I am...
I was named after a tv witch. Samantha. I never have been able to wiggle my nose though. I've tried many times, but I never could accomplish the nose wiggle. I did find my calling though, as a witch. Typically misunderstood, I struggled through every stage of my life. The short redheaded girl with plastic glasses, frizzy hair, and buck teeth. I was bullied most of my life I would say. especially as a kid. looking back, I see the signs I exhibited for my future battle with addiction. I had dreams of what I wanted my life to be like. I wanted the big money career and all the nice things that went with it. I didn't anticipate my life turning out the way it has.
I never felt like I fit in. never felt a part of anything. I had anxiety, I was insecure, I didn't really like myself. I've always looked at other people and wondered why I couldn't have a different life. Why did I deserve to suffer? I was a good kid. I did well at school. I played sports. I was a good kid. I never understood why I was always singled out.

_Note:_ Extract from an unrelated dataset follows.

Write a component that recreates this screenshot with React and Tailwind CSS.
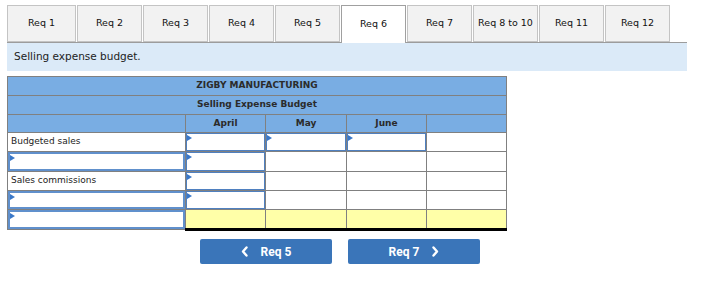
import React from "react";

const TABS = ["Req 1", "Req 2", "Req 3", "Req 4", "Req 5", "Req 6", "Req 7", "Req 8 to 10", "Req 11", "Req 12"];

function Field({ wide }) {
  return (
    <div
      className={
        "absolute inset-0 bg-white " +
        (wide ? "border-2 border-[#6090cc]" : "border border-[#4f80c0]")
      }
    >
      <span className="absolute left-0 top-px h-0 w-0 border-l-[5px] border-y-[3px] border-l-[#3a78c8] border-y-transparent" />
    </div>
  );
}

function Chevron({ dir }) {
  return (
    <svg width="8" height="11" viewBox="0 0 8 11" fill="none" stroke="white" strokeWidth="2.4" strokeLinecap="round" strokeLinejoin="round">
      {dir === "left" ? <path d="M5.5 1.5 L2 5.5 L5.5 9.5" /> : <path d="M2.5 1.5 L6 5.5 L2.5 9.5" />}
    </svg>
  );
}

export default function App() {
  const cell = "border border-[#808080] p-0 relative";
  const head = "border border-[#808080] bg-[#79ade3] text-center font-bold text-[#2b2b2b] p-0";
  const label = "border border-[#808080] p-0 pl-[3px] text-left text-[#222]";
  const total = cell + " bg-[#ffffa8] border-t-black border-b-[3px] border-b-black";

  return (
    <div className="w-[703px] h-[300px] bg-white pl-[7px] pt-[5px]" style={{ fontFamily: '"DejaVu Sans", Verdana, sans-serif' }}>
      <div className="w-[680px]">
        {/* tabs */}
        <div className="flex h-[38px] items-start border-b border-[#9c9c9c]">
          {TABS.map((t, i) =>
            t === "Req 6" ? (
              <div
                key={t}
                className="ml-px flex h-[38px] w-[65px] items-center justify-center border border-b-0 border-[#a0a0a0] bg-white text-[9.5px] text-[#111]"
              >
                {t}
              </div>
            ) : (
              <div
                key={t}
                className={
                  "flex h-[37px] items-center justify-center border border-[#c4c4c4] bg-[#f2f2f2] text-[9.5px] text-[#111] " +
                  (i === 0 ? "w-[69px]" : "ml-px w-[65px]")
                }
              >
                {t}
              </div>
            )
          )}
        </div>

        {/* instruction */}
        <div className="flex h-[28px] items-center bg-[#dbeaf8] pl-[7px] text-[10.5px] text-[#222]">
          Selling expense budget.
        </div>
      </div>

      {/* budget table */}
      <table className="mt-[5px] w-[499px] table-fixed border-collapse border border-[#808080] text-[9px]">
        <colgroup>
          <col className="w-[178px]" />
          <col className="w-[80px]" />
          <col className="w-[81px]" />
          <col className="w-[80px]" />
          <col className="w-[80px]" />
        </colgroup>
        <tbody>
          <tr className="h-[19px]">
            <td colSpan={5} className={head}>ZIGBY MANUFACTURING</td>
          </tr>
          <tr className="h-[19px]">
            <td colSpan={5} className={head}>Selling Expense Budget</td>
          </tr>
          <tr className="h-[18px]">
            <td className={head}></td>
            <td className={head}>April</td>
            <td className={head}>May</td>
            <td className={head}>June</td>
            <td className={head}></td>
          </tr>
          <tr className="h-[19px]">
            <td className={label}>Budgeted sales</td>
            <td className={cell}><Field /></td>
            <td className={cell}><Field /></td>
            <td className={cell}><Field /></td>
            <td className={cell}></td>
          </tr>
          <tr className="h-[20px]">
            <td className={cell}><Field wide /></td>
            <td className={cell}><Field /></td>
            <td className={cell}></td>
            <td className={cell}></td>
            <td className={cell}></td>
          </tr>
          <tr className="h-[19px]">
            <td className={label}>Sales commissions</td>
            <td className={cell + " border-t-black"}><Field /></td>
            <td className={cell + " border-t-black"}></td>
            <td className={cell + " border-t-black"}></td>
            <td className={cell + " border-t-black"}></td>
          </tr>
          <tr className="h-[19px]">
            <td className={cell}><Field wide /></td>
            <td className={cell}><Field /></td>
            <td className={cell}></td>
            <td className={cell}></td>
            <td className={cell}></td>
          </tr>
          <tr className="h-[20px]">
            <td className={cell}><Field wide /></td>
            <td className={total}></td>
            <td className={total}></td>
            <td className={total}></td>
            <td className={total}></td>
          </tr>
        </tbody>
      </table>

      {/* navigation */}
      <div className="ml-[193px] mt-[8px] flex gap-[16px]" style={{ fontFamily: "Roboto, sans-serif" }}>
        <button className="flex h-[25px] w-[132px] items-center justify-center gap-[12px] rounded-[2px] bg-[#3a75b9] text-[12px] font-bold text-white">
          <Chevron dir="left" />
          <span>Req 5</span>
        </button>
        <button className="flex h-[25px] w-[132px] items-center justify-center gap-[12px] rounded-[2px] bg-[#3a75b9] text-[12px] font-bold text-white">
          <span>Req 7</span>
          <Chevron dir="right" />
        </button>
      </div>
    </div>
  );
}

As I reflect on my life, I realize that I have always been different. I do not follow the flock. I do my own thing and that's ok. So who am I? What am I becoming?:
I am a daughter. a sister. a mother. a friend. a leader. a teacher. An ear to listen. A shoulder to cry on. A woman of integrity. I am love. I am light. I am a witch. I am a psychonaut. I am a helper. I am a spiritual being. I am intelligent. I am observant. I see the truth. I didn't always feel that way about myself. I met a very special man a little over a year ago who helped me along my way. Such an amazingly beautiful person who I fell very much in love with. then one day, my life was torn to pieces.